Another year is almost over! I’ve looked back through the posts on this blog from the past year and made some notes in case you’re looking for some holiday reading.

This was a huge year for Serilog. January kicked of with a few tens of thousands on the NuGet package download counter, but closing up the year it’s over 250k and accelerating. With Serilog-style message template support set to land in ASP.NET 5, I think it is safe to say 2016 is the year we’ll see structured logging hit mainstream in .NET.

Seq has also seen huge (triple-digit) growth this year, especially since v2 shipped in June. Keeping up has been a challenge! Along with a new major version in the first quarter next year, there’s a lot coming for us in 2016 - stay tuned for some updates after the break.

2015

  • Give your instrumentation some love in 2015! – I started this year aware that the vast majority of .NET teams are still writing plain-text logs, collecting them with Remote Desktop and reading them in Notepad. It feels like this is improving but there’s still a long way to go before we’re all using the current generation of tools effectively.

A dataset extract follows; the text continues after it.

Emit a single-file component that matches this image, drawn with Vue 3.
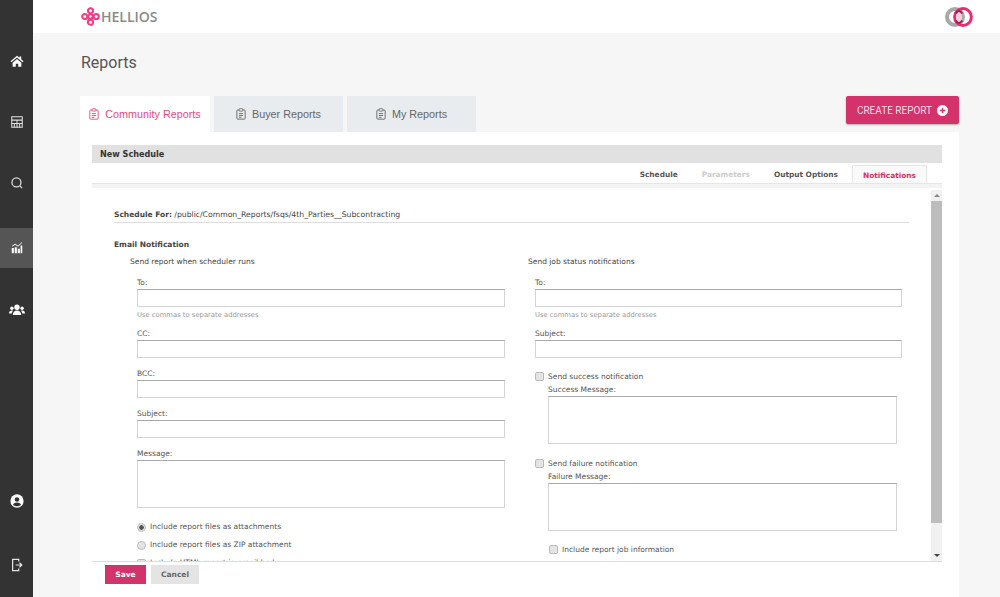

  • Using Serilog with F# Discriminated Unions – Serilog gained some better F# support this year. (Also on the F# front, Adam Chester’s implementation of Message Templates in F# has opened up some possibilities with that language. Logary 4 also promises some Serilog-style structured goodness for F# users sometime in the coming year.)

  • Tagging log events for effective correlation – Some tips for tracing related paths of execution through your application logs.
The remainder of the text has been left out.